Kleehammer v. Monroe County
583 F. App'x 18
2d Cir.2014Background
- Kleehammer, proceeding pro se, appealed district court orders related to her employment discrimination claims against Monroe County and others.
- District court dismissed part of her claims in September 2010 and later granted summary judgment for defendants on remaining claims in November 2012.
- The district court also sanctioned counsel on March 20, 2013.
- Kleehammer filed a notice of appeal on April 29, 2013, attempting to appeal the November 2012 order and the March 2013 sanction, but the notice did not specify the September 2010 order.

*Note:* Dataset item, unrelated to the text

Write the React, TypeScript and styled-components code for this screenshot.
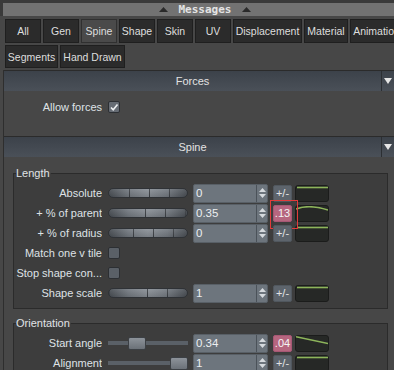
import styled, { createGlobalStyle } from "styled-components";

const GlobalStyle = createGlobalStyle`
  html, body {
    margin: 0;
    padding: 0;
    background: #474747;
  }
  body {
    font-family: "Liberation Sans", Arial, sans-serif;
  }
`;

const Window = styled.div`
  width: 394px;
  height: 370px;
  overflow: hidden;
  background: #474747;
  display: flex;
  flex-direction: column;
`;

const TitleStrip = styled.div`
  flex-shrink: 0;
  background: #3a3a3a;
  padding: 3px 0 0 3px;
`;

const TitleBar = styled.div`
  height: 13px;
  background: #727272;
  display: flex;
  align-items: center;
  justify-content: center;
  gap: 11px;
  padding-left: 13px;
`;

const TitleText = styled.span`
  font-family: "DejaVu Sans Mono", monospace;
  font-weight: bold;
  font-size: 11px;
  line-height: 13px;
  color: #e4e4e4;
`;

const TabStrip = styled.div`
  flex-shrink: 0;
  display: flex;
  flex-direction: column;
  gap: 2px;
  padding: 3px 0 0 5px;
`;

const TabRow = styled.div<{ $h: number }>`
  display: flex;
  gap: 2px;
  height: ${p => p.$h}px;
`;

const Tab = styled.div<{ $w: number; $active?: boolean }>`
  flex: 0 0 ${p => p.$w}px;
  box-sizing: border-box;
  display: flex;
  align-items: center;
  justify-content: center;
  border: 1px solid ${p => (p.$active ? "#303030" : "#1f1f1f")};
  background: ${p => (p.$active ? "#4a4a4a" : "#2b2b2b")};
  color: #dedede;
  font-size: 10.5px;
  white-space: nowrap;
  overflow: hidden;
`;

const Content = styled.div`
  flex: 1;
  margin: 2px 0 0 3px;
  border-left: 1px solid #2e2e2e;
  display: flex;
  flex-direction: column;
  min-height: 0;
`;

const SectionHeader = styled.div`
  flex-shrink: 0;
  height: 21px;
  box-sizing: border-box;
  border-top: 1px solid #2b2b2b;
  background: linear-gradient(to bottom, #3c424a, #4a5058);
  display: flex;
  color: #e2e2e2;
  font-size: 11px;
`;

const HeaderTitle = styled.div`
  flex: 1;
  display: flex;
  align-items: center;
  justify-content: center;
`;

const HeaderToggle = styled.div`
  width: 12px;
  border-left: 1px solid #2c2f33;
  display: flex;
  align-items: center;
  justify-content: center;
`;

const SectionBody = styled.div<{ $pad: string }>`
  flex-shrink: 0;
  padding: ${p => p.$pad};
`;

const Group = styled.fieldset<{ $top: number }>`
  margin: ${p => p.$top}px 6px 0 9px;
  padding: 4px 0 5px 0;
  border: 1px solid #2b2b2b;
  background: #3d3d3d;
  min-width: 0;
`;

const GroupTitle = styled.legend`
  margin-left: 2px;
  padding: 0 1px 0 0;
  font-size: 11px;
  line-height: 12px;
  color: #e0e3e6;
`;

const Row = styled.div`
  display: flex;
  align-items: center;
  height: 20px;
`;

const Label = styled.div`
  flex: 0 0 88px;
  margin-right: 6px;
  text-align: right;
  font-size: 11px;
  color: #dfe2e6;
  white-space: nowrap;
  overflow: hidden;
`;

const Check = styled.div<{ $on?: boolean }>`
  width: 12px;
  height: 12px;
  box-sizing: border-box;
  border: 1px solid #2c2f33;
  border-radius: 2px;
  background: ${p => (p.$on ? "#666c74" : "#5a6067")};
  display: flex;
  align-items: center;
  justify-content: center;
`;

const SegSlider = styled.div<{ $offset: number }>`
  flex: 0 0 80px;
  height: 10px;
  box-sizing: border-box;
  margin-right: 5px;
  border: 1px solid #2f3236;
  border-radius: 5px;
  background:
    linear-gradient(to bottom, rgba(255, 255, 255, 0.07), rgba(0, 0, 0, 0.12)),
    repeating-linear-gradient(to right, transparent 0 19px, #3d4146 19px 20px),
    linear-gradient(to right, #4a4f55, #757b82 25%, #8b9198 50%, #757b82 75%, #4a4f55);
  background-position: 0 0, ${p => p.$offset}px 0, 0 0;
`;

const TrackSlider = styled.div`
  flex: 0 0 80px;
  height: 13px;
  margin-right: 5px;
  display: flex;
  align-items: center;
  background: linear-gradient(#5a6067, #5a6067) center / 100% 4px no-repeat;
  border-radius: 2px;
`;

const Handle = styled.div<{ $pos: number }>`
  width: 18px;
  height: 13px;
  box-sizing: border-box;
  margin-left: ${p => p.$pos}px;
  border: 1px solid #3c4045;
  border-radius: 2px;
  background: linear-gradient(to bottom, #8d939a, #6b7178);
`;

const Field = styled.div`
  flex: 0 0 75px;
  height: 19px;
  box-sizing: border-box;
  display: flex;
  border: 1px solid #585f66;
  border-radius: 2px;
  background: #6d757d;
`;

const FieldText = styled.div`
  flex: 1;
  padding-left: 2px;
  display: flex;
  align-items: center;
  font-size: 11.5px;
  color: #eceef0;
`;

const Spinner = styled.div`
  width: 10px;
  border-left: 1px solid #4b5259;
  display: flex;
  flex-direction: column;
  align-items: center;
  justify-content: center;
  gap: 2px;
`;

const KeyWrap = styled.div`
  position: relative;
  margin-left: 5px;
  display: flex;
`;

const KeyButton = styled.div<{ $keyed?: boolean }>`
  width: 19px;
  height: 17px;
  box-sizing: border-box;
  border-radius: 2px;
  border: 1px solid ${p => (p.$keyed ? "#a65774" : "#50575e")};
  background: ${p => (p.$keyed ? "#b6667f" : "#5d646c")};
  display: flex;
  align-items: center;
  justify-content: center;
  font-size: 11px;
  color: ${p => (p.$keyed ? "#f4f4f4" : "#e2e4e6")};
`;

const FocusRing = styled.div`
  position: absolute;
  left: -3px;
  top: -5px;
  width: 28px;
  height: 29px;
  box-sizing: border-box;
  border: 1px solid #e23b3b;
  pointer-events: none;
`;

const CurveBox = styled.div`
  margin-left: 3px;
  width: 34px;
  height: 17px;
  box-sizing: border-box;
  border: 1px solid #1b1c1b;
  border-radius: 3px;
  background: #262826;
  display: flex;
`;

type CurveKind = "flat" | "arch" | "fall";

const curvePaths: Record<CurveKind, string> = {
  flat: "M1 1.5 H32",
  arch: "M0 3 Q13 -2 32 4",
  fall: "M0 0.8 L32 7.5",
};

const UpArrow = ({ color = "#d6dade" }: { color?: string }) => (
  <svg width="7" height="4" viewBox="0 0 7 4">
    <polygon points="0,4 3.5,0 7,4" fill={color} />
  </svg>
);

const DownArrow = ({ color = "#d6dade" }: { color?: string }) => (
  <svg width="7" height="4" viewBox="0 0 7 4">
    <polygon points="0,0 7,0 3.5,4" fill={color} />
  </svg>
);

const TitleArrow = () => (
  <svg width="9" height="5" viewBox="0 0 9 5">
    <polygon points="0,5 4.5,0 9,5" fill="#2a2a2a" />
  </svg>
);

const CollapseArrow = () => (
  <svg width="8" height="6" viewBox="0 0 8 6">
    <polygon points="0,0 8,0 4,6" fill="#e6e6e6" />
  </svg>
);

const Tick = () => (
  <svg width="10" height="10" viewBox="0 0 10 10">
    <polyline points="2,5.5 4.2,7.8 8.5,2.5" fill="none" stroke="#eef0f2" strokeWidth="1.6" />
  </svg>
);

interface ValueProps {
  value: string;
  keyed?: string;
  focused?: boolean;
  curve: CurveKind;
}

const ValueControls = ({ value, keyed, focused, curve }: ValueProps) => (
  <>
    <Field>
      <FieldText>{value}</FieldText>
      <Spinner>
        <UpArrow />
        <DownArrow />
      </Spinner>
    </Field>
    <KeyWrap>
      <KeyButton $keyed={!!keyed}>{keyed ?? "+/-"}</KeyButton>
      {focused && <FocusRing />}
    </KeyWrap>
    <CurveBox>
      <svg width="32" height="15" viewBox="0 0 32 15">
        <path d={curvePaths[curve]} fill="none" stroke="#8db45b" strokeWidth="1.6" />
      </svg>
    </CurveBox>
  </>
);

const tabsTop = [
  { name: "All", w: 36 },
  { name: "Gen", w: 36 },
  { name: "Spine", w: 36, active: true },
  { name: "Shape", w: 36 },
  { name: "Skin", w: 36 },
  { name: "UV", w: 36 },
  { name: "Displacement", w: 69 },
  { name: "Material", w: 44 },
  { name: "Animation", w: 53 },
];

const tabsBottom = [
  { name: "Segments", w: 53 },
  { name: "Hand Drawn", w: 65 },
];

export default function App() {
  return (
    <Window>
      <GlobalStyle />
      <TitleStrip>
        <TitleBar>
          <TitleArrow />
          <TitleText>Messages</TitleText>
          <TitleArrow />
        </TitleBar>
      </TitleStrip>

      <TabStrip>
        <TabRow $h={24}>
          {tabsTop.map(t => (
            <Tab key={t.name} $w={t.w} $active={t.active}>{t.name}</Tab>
          ))}
        </TabRow>
        <TabRow $h={23}>
          {tabsBottom.map(t => (
            <Tab key={t.name} $w={t.w}>{t.name}</Tab>
          ))}
        </TabRow>
      </TabStrip>

      <Content>
        <SectionHeader>
          <HeaderTitle>Forces</HeaderTitle>
          <HeaderToggle><CollapseArrow /></HeaderToggle>
        </SectionHeader>
        <SectionBody $pad="6px 0 19px 10px">
          <Row>
            <Label>Allow forces</Label>
            <Check $on><Tick /></Check>
          </Row>
        </SectionBody>

        <SectionHeader>
          <HeaderTitle>Spine</HeaderTitle>
          <HeaderToggle><CollapseArrow /></HeaderToggle>
        </SectionHeader>
        <SectionBody $pad="0">
          <Group $top={10}>
            <GroupTitle>Length</GroupTitle>
            <Row>
              <Label>Absolute</Label>
              <SegSlider $offset={1} />
              <ValueControls value="0" curve="flat" />
            </Row>
            <Row>
              <Label>+ % of parent</Label>
              <SegSlider $offset={17} />
              <ValueControls value="0.35" keyed=".13" focused curve="arch" />
            </Row>
            <Row>
              <Label>+ % of radius</Label>
              <SegSlider $offset={5} />
              <ValueControls value="0" curve="flat" />
            </Row>
            <Row>
              <Label>Match one v tile</Label>
              <Check />
            </Row>
            <Row>
              <Label>Stop shape con...</Label>
              <Check />
            </Row>
            <Row>
              <Label>Shape scale</Label>
              <SegSlider $offset={19} />
              <ValueControls value="1" curve="flat" />
            </Row>
          </Group>

          <Group $top={8}>
            <GroupTitle>Orientation</GroupTitle>
            <Row>
              <Label>Start angle</Label>
              <TrackSlider>
                <Handle $pos={20} />
              </TrackSlider>
              <ValueControls value="0.34" keyed=".04" curve="fall" />
            </Row>
            <Row>
              <Label>Alignment</Label>
              <TrackSlider>
                <Handle $pos={62} />
              </TrackSlider>
              <ValueControls value="1" curve="flat" />
            </Row>
          </Group>
        </SectionBody>
      </Content>
    </Window>
  );
}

- The Second Circuit held jurisdiction was limited to the November 2012 summary judgment order and dismissed the rest.
Issues
| Issue | Plaintiff's Argument | Defendant's Argument | Held |
|---|---|---|---|
| Whether the appeal is reviewable of the November 2012 order | Kleehammer contends the district court erred in summary judgment on retaliation claims. | Defendants argue the notice of appeal did not designate the September 2010 order and thus limits review to the November 2012 order. | Yes, the appeal is limited to the November 2012 order. |
| Whether Kleehammer stated a Title VII/NYSHRL retaliation claim | Kleehammer asserts retaliation for reporting incidents by denying Z-time and ordering return to work. | Defendants maintain no genuine dispute on nonretaliatory reasons and no pretext. | The claims fail; no pretext shown and no causal link established. |
| Whether the Rule 11 sanction against counsel created a justiciable dispute for appeal | Kleehammer sought review of sanctions against counsel as part of her appeal. | Sanctions against attorney, not plaintiff, cannot be appealed by plaintiff. | No, sanctions charged to counsel are not subject to plaintiff’s appeal. |
Key Cases Cited
- Bowles v. Russell, 551 U.S. 205 (U.S. 2007) (jurisdictional requirements for filing a notice of appeal)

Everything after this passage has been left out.